In particular, how might such remastering projects engage their historical, embedded and evolving rhetorical situations? That work can involve editors understanding and addressing the projected audience’s knowledge and perception of the artist and their work, as well as personal memories of and opinions about the strengths and limitations of previous versions and releases.

Variant versions, including outtakes and re-edits, circulate in various forms: as material object, online on web sites, or via zip files. All of these complicate the situation. Whether in terms of attention to or actual involvement in the compiling of new versions and variants, audience interest awaits, and perhaps abets, future and potentially damaging re-releases.

In addressing these contingencies the intersections between technological advancement, archival research, and editorial endeavor in remastering projects will be explored.

Joseph Janangelo is Past President of the Council of Writing Program Administrators and a founding member of the CWPA Mentoring Project, which offers graduate students, adjunct and full-time faculty at two and four-year schools professional mentoring opportunities related to teaching, administration and scholarship. Joe is associate professor of English at Loyola University Chicago where he is the English Department’s Director of Assessment and Self-Study, and has served as the Director of Writing Programs.

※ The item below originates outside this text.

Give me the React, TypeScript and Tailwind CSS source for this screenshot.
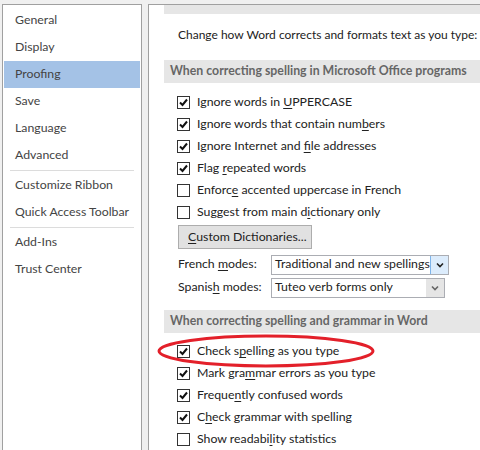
import React from 'react';

const font = { fontFamily: 'Lato, "Open Sans", sans-serif' };

function U({ children }: { children: React.ReactNode }) {
  return <span className="underline underline-offset-2">{children}</span>;
}

function Check({ checked, children }: { checked: boolean; children: React.ReactNode }) {
  return (
    <div className="flex h-[22px] items-center pl-[13px]">
      <div className="flex h-[13px] w-[13px] shrink-0 items-center justify-center border border-[#333] bg-white">
        {checked && (
          <svg width="9" height="9" viewBox="0 0 9 9">
            <path d="M1 4.5 L3.5 7 L8 1.5" fill="none" stroke="#111" strokeWidth="2" />
          </svg>
        )}
      </div>
      <span className="ml-[7px] whitespace-nowrap text-[12.3px] text-[#222]">{children}</span>
    </div>
  );
}

function Header({ children }: { children: React.ReactNode }) {
  return (
    <div className="flex h-[23px] items-center whitespace-nowrap bg-[#e6e6e6] pl-[6px] text-[12.3px] font-bold text-[#666]">
      {children}
    </div>
  );
}

function Select({ value, focused, width }: { value: string; focused?: boolean; width: string }) {
  return (
    <div className={`flex h-[20px] items-stretch border border-[#abadb3] bg-white ${width}`}>
      <span className="flex flex-1 items-center overflow-hidden whitespace-nowrap pl-[3px] text-[12.3px] text-[#222]">{value}</span>
      <span
        className={
          focused
            ? 'flex w-[18px] items-center justify-center border-l border-[#7eb4ea] bg-[#dcecfc]'
            : 'flex w-[18px] items-center justify-center bg-[#e5e5e5]'
        }
      >
        <svg width="8" height="6" viewBox="0 0 8 6">
          <path d="M1 1.5 L4 4.5 L7 1.5" fill="none" stroke={focused ? '#222' : '#666'} strokeWidth="1.6" />
        </svg>
      </span>
    </div>
  );
}

const nav = [
  'General',
  'Display',
  'Proofing',
  'Save',
  'Language',
  'Advanced',
  '-',
  'Customize Ribbon',
  'Quick Access Toolbar',
  '-',
  'Add-Ins',
  'Trust Center',
];

export default function App() {
  return (
    <div className="flex h-[450px] w-[480px] overflow-hidden bg-[#f0f0f0] pl-[2px] pt-[4px]" style={font}>
      <div className="h-[460px] w-[140px] shrink-0 border-l border-r border-t border-[#a0a0a0] bg-white px-[1px] pt-[2px]">
        {nav.map((item, i) =>
          item === '-' ? (
            <div key={i} className="mx-[6px] my-[1px] h-[1px] bg-[#dcdcdc]" />
          ) : (
            <div
              key={i}
              className={`flex h-[27px] items-center whitespace-nowrap pl-[11px] text-[12.3px] text-[#444] ${
                item === 'Proofing' ? 'bg-[#a4c2e6]' : ''
              }`}
            >
              {item}
            </div>
          )
        )}
      </div>
      <div className="relative ml-[6px] h-[460px] flex-1 border-l border-t border-[#a0a0a0] bg-white">
        <div className="ml-[15px] h-[9px] bg-[#e6e6e6]" />
        <div className="ml-[29px] mt-[12px] whitespace-nowrap text-[12px] text-[#222]">Change how Word corrects and formats text as you type:</div>
        <div className="ml-[15px] mt-[16px]">
          <Header>When correcting spelling in Microsoft Office programs</Header>
          <div className="mt-[8px]">
            <Check checked>Ignore words in <U>U</U>PPERCASE</Check>
            <Check checked>Ignore words that contain num<U>b</U>ers</Check>
            <Check checked>Ignore Internet and <U>f</U>ile addresses</Check>
            <Check checked>Flag <U>r</U>epeated words</Check>
            <Check checked={false}>Enforc<U>e</U> accented uppercase in French</Check>
            <Check checked={false}>Suggest from main d<U>i</U>ctionary only</Check>
          </div>
          <div className="ml-[14px] mt-[2px] flex h-[24px] w-[134px] items-center whitespace-nowrap border border-[#adadad] bg-[#e1e1e1] pl-[9px] text-[12.3px] text-[#222]">
            <U>C</U>ustom Dictionaries...
          </div>
          <div className="ml-[14px] mt-[4px] flex h-[23px] items-center">
            <span className="w-[93px] whitespace-nowrap text-[12.3px] text-[#222]">French <U>m</U>odes:</span>
            <Select value="Traditional and new spellings" focused width="w-[178px]" />
          </div>
          <div className="ml-[14px] flex h-[23px] items-center">
            <span className="w-[93px] whitespace-nowrap text-[12.3px] text-[#222]">Spanis<U>h</U> modes:</span>
            <Select value="Tuteo verb forms only" width="w-[174px]" />
          </div>
          <div className="mt-[11px]">
            <Header>When correcting spelling and grammar in Word</Header>
          </div>
          <div className="mt-[7px]">
            <Check checked>Check s<U>p</U>elling as you type</Check>
            <Check checked>Mark gra<U>m</U>mar errors as you type</Check>
            <Check checked>Freque<U>n</U>tly confused words</Check>
            <Check checked>C<U>h</U>eck grammar with spelling</Check>
            <Check checked={false}>Show readabi<U>l</U>ity statistics</Check>
          </div>
        </div>
        <svg className="absolute left-[6px] top-[325px]" width="224" height="44" viewBox="0 0 224 44">
          <ellipse cx="111" cy="21" rx="107" ry="15" fill="none" stroke="#e3202a" strokeWidth="3" />
        </svg>
      </div>
    </div>
  );
}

His publications include Resituating Writing: Constructing and Administering Writing Programs and Theoretical and Critical Perspectives on Teacher Change. His work has appeared in College Composition and Communication, College English, Computers and Composition, Journal of Teaching Writing, Kairos: A Journal of Rhetoric, Technology, and Pedagogy, Rhetoric Review, Teaching English in the Two-Year College, The Writing Center Journal, and WPA: Writing Program Administration.